The corner stones of pension investments are productivity and solidity. Investing in both domestic and foreign instruments is the best way to spread the risk. In addition, the pension assets have grown too big to be invested only domestically. For the first time, investments outside the Eurozone exceeded 50 per cent in 2015. Circa 27 per cent of the investments were in domestic instruments.
In 2015, the real rate investment return was 5.2 per cent. The equivalent figure over the last five years was 3.9 per cent, and over the past decade 3.0 per cent.
Why Save Investment Returns?
To avoid rising contributions, is it not enough to keep the capital in the pension funds intact?
“No,” says Jukka Rantala, Managing Director of the Finnish Centre for Pensions. Here is why.

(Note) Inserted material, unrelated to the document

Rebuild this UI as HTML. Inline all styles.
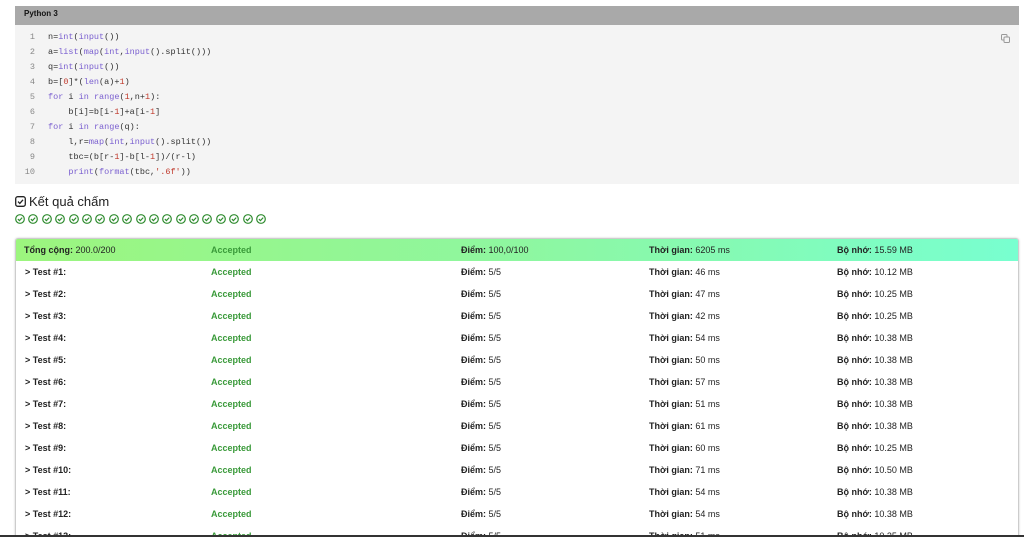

Statutory pensions are financed mainly with insurance contributions and investment returns. The funds are the capital and their return the capital income of the pension system. In order not to reduce the capital income, the capital itself must grow as pension expenditure grows.
Based on long-term projections, the real-term wages and pension expenditure will double in 45 years, which is an annual increase of ca 1.5 per cent. To maintain a stable contribution level, only 2.0 per cent of the estimated annual return of 3.5 per cent can thus be used to reduce the contribution level. The remaining 1.5 per cent needs to be kept in the fund to cover the growing expenditure.